研究課題
基盤研究(C)
本研究では数値流体力学的解析結果を脳動脈瘤に応用することで血管内手術後の脳動脈瘤の再発の予測因子を探索した。その結果血管内手術によってコイルで塞栓された部位の圧力が高まることが危険因子であった。本解析は従来の数値流体力学的解析と同様に全ての患者に同じ条件で行っており、本来異なる個人差に基づいて解析していない点に問題があると考えられた。しかしこの問題は解析による結果の無次元化によって解決し、動脈瘤の再発因子である圧力差は感度100%、特異度93%と高い数値を示した。以上より当初必要と考えられた解析の個別化は不要で、本研究によって数値流体力学的解析による精度の高い治療前の再発予測が可能となった。

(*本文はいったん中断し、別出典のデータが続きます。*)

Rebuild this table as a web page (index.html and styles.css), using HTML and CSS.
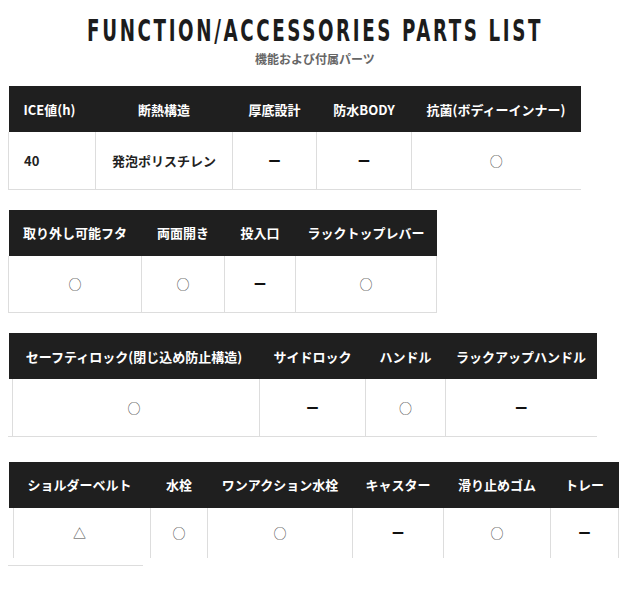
FILE: index.html
```html
<!DOCTYPE html>
<html lang="ja">
<head>
<meta charset="utf-8">
<title>FUNCTION/ACCESSORIES PARTS LIST</title>
<link rel="stylesheet" href="styles.css">
</head>
<body>
<div class="page">
  <h1 class="title"><span class="title-text">FUNCTION/ACCESSORIES PARTS LIST</span></h1>
  <p class="subtitle">機能および付属パーツ</p>

  <table class="spec spec-1">
    <thead>
      <tr><th class="left">ICE値(h)</th><th>断熱構造</th><th>厚底設計</th><th>防水BODY</th><th>抗菌(ボディーインナー)</th></tr>
    </thead>
    <tbody>
      <tr><td class="left strong">40</td><td class="strong">発泡ポリスチレン</td><td class="dash">ー</td><td class="dash">ー</td><td class="mark">○</td></tr>
    </tbody>
  </table>

  <table class="spec spec-2">
    <thead>
      <tr><th>取り外し可能フタ</th><th>両面開き</th><th>投入口</th><th>ラックトップレバー</th></tr>
    </thead>
    <tbody>
      <tr><td class="mark">○</td><td class="mark">○</td><td class="dash">ー</td><td class="mark">○</td></tr>
    </tbody>
  </table>

  <table class="spec spec-3">
    <thead>
      <tr><th>セーフティロック(閉じ込め防止構造)</th><th>サイドロック</th><th>ハンドル</th><th>ラックアップハンドル</th></tr>
    </thead>
    <tbody>
      <tr><td class="mark">○</td><td class="dash">ー</td><td class="mark">○</td><td class="dash">ー</td></tr>
    </tbody>
  </table>

  <table class="spec spec-4">
    <thead>
      <tr><th>ショルダーベルト</th><th>水栓</th><th>ワンアクション水栓</th><th>キャスター</th><th>滑り止めゴム</th><th>トレー</th></tr>
    </thead>
    <tbody>
      <tr><td class="mark">△</td><td class="mark">○</td><td class="mark">○</td><td class="dash">ー</td><td class="mark">○</td><td class="dash">ー</td></tr>
    </tbody>
  </table>
  <div class="tail-line"></div>
</div>
</body>
</html>
```
FILE: styles.css
```css
* { box-sizing: border-box; }
html, body { margin: 0; padding: 0; background: #fff; }
body { overflow: hidden; }
.page {
  padding: 0 8px;
  font-family: "Noto Sans CJK JP", "Noto Sans", sans-serif;
  color: #222;
}
.title {
  margin: 0;
  padding-top: 12px;
  height: 48px;
  text-align: center;
  white-space: nowrap;
  font-family: "DejaVu Sans Condensed", "Liberation Sans", sans-serif;
  font-weight: 700;
  font-size: 31px;
  line-height: 36px;
  letter-spacing: 4px;
  color: #1c1c1c;
}
.title-text {
  display: inline-block;
  transform: scaleX(0.655);
  transform-origin: center;
  margin: 0 -200px;
}
.subtitle {
  margin: 2px 0 0;
  height: 36px;
  text-align: center;
  font-size: 12px;
  line-height: 18px;
  font-weight: 700;
  color: #666;
}
.spec {
  border-collapse: collapse;
  table-layout: fixed;
  white-space: nowrap;
}
.spec th {
  background: #1f1f1f;
  color: #fff;
  font-size: 13px;
  font-weight: 700;
  height: 46px;
  padding: 0;
  text-align: center;
}
.spec td {
  height: 57px;
  padding: 0;
  text-align: center;
  font-size: 13px;
  border-left: 1px solid #ddd;
  border-bottom: 1px solid #ddd;
}
.spec .left { text-align: left; padding-left: 15px; }
.strong { font-weight: 700; color: #222; }
.dash { font-weight: 700; color: #111; font-size: 13px; }
.mark { color: #444; font-size: 14px; font-weight: 400; }

.spec-1 { width: 572px; }
.spec-1 th:nth-child(1) { width: 87px; }
.spec-1 th:nth-child(2) { width: 137px; }
.spec-1 th:nth-child(3) { width: 84px; }
.spec-1 th:nth-child(4) { width: 95px; }
.spec-1 th:nth-child(5) { width: 169px; }

.spec-2 { margin-top: 20px; width: 428px; }
.spec-2 th:nth-child(1) { width: 133px; }
.spec-2 th:nth-child(2) { width: 83px; }
.spec-2 th:nth-child(3) { width: 71px; }
.spec-2 th:nth-child(4) { width: 141px; }
.spec-2 td:last-child { border-right: 1px solid #ddd; }

.spec-3 { margin-top: 20px; width: 588px; }
.spec-3 th:nth-child(1) { width: 251px; }
.spec-3 th:nth-child(2) { width: 106px; }
.spec-3 th:nth-child(3) { width: 80px; }
.spec-3 th:nth-child(4) { width: 151px; }
.spec-3 td:first-child { border-left-color: transparent; box-shadow: inset 3px 0 0 #fff, inset 4px 0 0 #ddd; }

.spec-4 { margin-top: 25px; width: 610px; }
.spec-4 th:nth-child(1) { width: 142px; }
.spec-4 th:nth-child(2) { width: 57px; }
.spec-4 th:nth-child(3) { width: 145px; }
.spec-4 th:nth-child(4) { width: 91px; }
.spec-4 th:nth-child(5) { width: 107px; }
.spec-4 th:nth-child(6) { width: 68px; }
.spec-4 td { height: 50px; border-bottom: none; }
.spec-4 td:first-child { border-left-color: transparent; box-shadow: inset 4px 0 0 #fff, inset 5px 0 0 #ddd; }
.spec-4 td:last-child { border-right: 1px solid #ddd; }
.tail-line {
  width: 135px;
  height: 1px;
  margin-top: 7px;
  background: #ddd;
}
```
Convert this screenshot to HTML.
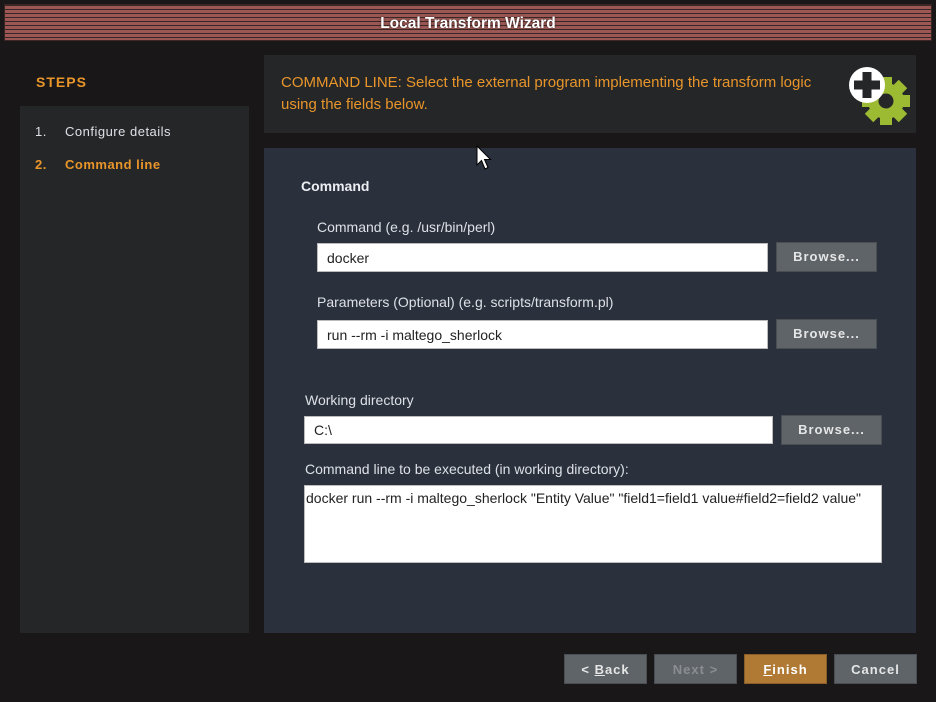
<!DOCTYPE html>
<html><head><style>
*{margin:0;padding:0;box-sizing:border-box}
body{width:936px;height:702px;background:#1a1718;position:relative;overflow:hidden;font-family:"Liberation Sans",sans-serif;font-size:14px}
.a{position:absolute}
.title{left:4px;top:4px;width:928px;height:37px;background:repeating-linear-gradient(to bottom,#3a2624 0,#3a2624 1px,#9a5753 1px,#9a5753 4px);color:#fff;font-weight:bold;font-size:15.5px;text-align:center;line-height:37px;border:1px solid #3a2624}
.title span{text-shadow:0 0 2px #3a2624}
.lbl{color:#dde0e6;font-size:14px}
.inp{background:#fff;color:#222;padding-left:9px;font-size:14px;border:1px solid #bbb}
.btn{background:#5f6468;color:#e6e6e6;font-weight:bold;font-size:13px;text-align:center;border:1px solid #4a4e52;letter-spacing:1px}
</style></head><body>
<div class="a title"><span>Local Transform Wizard</span></div>
<div class="a" style="left:36px;top:74px;color:#e8952a;font-weight:bold;font-size:14px;letter-spacing:1px">STEPS</div>
<div class="a" style="left:20px;top:106px;width:229px;height:527px;background:#252628"></div>
<div class="a" style="left:35px;top:124px;color:#dde0e6;font-size:13px;letter-spacing:.5px">1.</div>
<div class="a" style="left:65px;top:124px;color:#dde0e6;font-size:13px;letter-spacing:.5px">Configure details</div>
<div class="a" style="left:35px;top:157px;color:#e8952a;font-weight:bold;font-size:13px;letter-spacing:.5px">2.</div>
<div class="a" style="left:65px;top:157px;color:#e8952a;font-weight:bold;font-size:13px;letter-spacing:.5px">Command line</div>
<div class="a" style="left:264px;top:55px;width:652px;height:78px;background:#252628"></div>
<div class="a" style="left:281px;top:72px;color:#e8952a;font-size:15px;line-height:22px">COMMAND LINE: Select the external program implementing the transform logic<br>using the fields below.</div>
<svg class="a" style="left:846px;top:64px" width="64" height="64" viewBox="0 0 64 64">
<g transform="translate(40,37)" fill="#9cbb33">
<circle r="18"/>
<g><rect x="-6" y="-24" width="12" height="48"/><rect x="-24" y="-6" width="48" height="12"/><rect x="-6" y="-24" width="12" height="48" transform="rotate(45)"/><rect x="-6" y="-24" width="12" height="48" transform="rotate(-45)"/></g>
<circle r="7.5" fill="#252628"/>
</g>
<circle cx="21" cy="21" r="18" fill="#fff"/>
<rect x="16.5" y="8" width="9" height="26" fill="#252628"/><rect x="8" y="16.5" width="26" height="9" fill="#252628"/>
</svg>
<div class="a" style="left:264px;top:148px;width:652px;height:485px;background:#2a303c"></div>
<div class="a" style="left:301px;top:178px;color:#eceef2;font-weight:bold;font-size:14px">Command</div>
<div class="a lbl" style="left:317px;top:219px">Command (e.g. /usr/bin/perl)</div>
<div class="a inp" style="left:317px;top:243px;width:451px;height:29px;line-height:28px">docker</div>
<div class="a btn" style="left:776px;top:242px;width:101px;height:30px;line-height:28px">Browse...</div>
<div class="a lbl" style="left:317px;top:294px">Parameters (Optional) (e.g. scripts/transform.pl)</div>
<div class="a inp" style="left:317px;top:320px;width:451px;height:29px;line-height:28px">run --rm -i maltego_sherlock</div>
<div class="a btn" style="left:776px;top:319px;width:101px;height:30px;line-height:28px">Browse...</div>
<div class="a lbl" style="left:305px;top:392px">Working directory</div>
<div class="a inp" style="left:304px;top:416px;width:469px;height:28px;line-height:27px">C:\</div>
<div class="a btn" style="left:781px;top:415px;width:101px;height:30px;line-height:28px">Browse...</div>
<div class="a lbl" style="left:305px;top:461px">Command line to be executed (in working directory):</div>
<div class="a inp" style="left:304px;top:485px;width:578px;height:78px;padding:4px 1px;line-height:17px">docker run --rm -i maltego_sherlock "Entity Value" "field1=field1 value#field2=field2 value"</div>
<svg class="a" style="left:476px;top:145px" width="16" height="26" viewBox="0 0 16 26"><path d="M1 1 L1 20 L5.5 15.5 L9 24 L12 22.5 L8.5 14.5 L14.5 14.5 Z" fill="#fff" stroke="#000" stroke-width="1"/></svg>
<div class="a btn" style="left:564px;top:654px;width:83px;height:30px;line-height:29px">&lt; <u>B</u>ack</div>
<div class="a btn" style="left:654px;top:654px;width:83px;height:30px;line-height:29px;color:#8a8e92">Next &gt;</div>
<div class="a btn" style="left:744px;top:654px;width:83px;height:30px;line-height:29px;background:#b07a35;border-color:#8a5e28;color:#fff"><u>F</u>inish</div>
<div class="a btn" style="left:834px;top:654px;width:83px;height:30px;line-height:29px">Cancel</div>
</body></html>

くも膜下出血の原因である脳動脈瘤の治療は、従来から行われる開頭クリッピング手術は治療後の再発が約1%と少ないが、開頭手術であるため侵襲が大きい欠点がある。一方、瘤内コイル塞栓術は大腿動脈の穿刺によって行えるため侵襲が少ないが、欠点はコイルの継続的な圧縮による動脈瘤の再発で、約10-15%に再治療が必要となる点にある。本研究によって血管内治療後の再発因子を治療前に予測できるようになったため、再発を回避する治療方針をたてることが可能となったことは臨床的に有用で意義深い。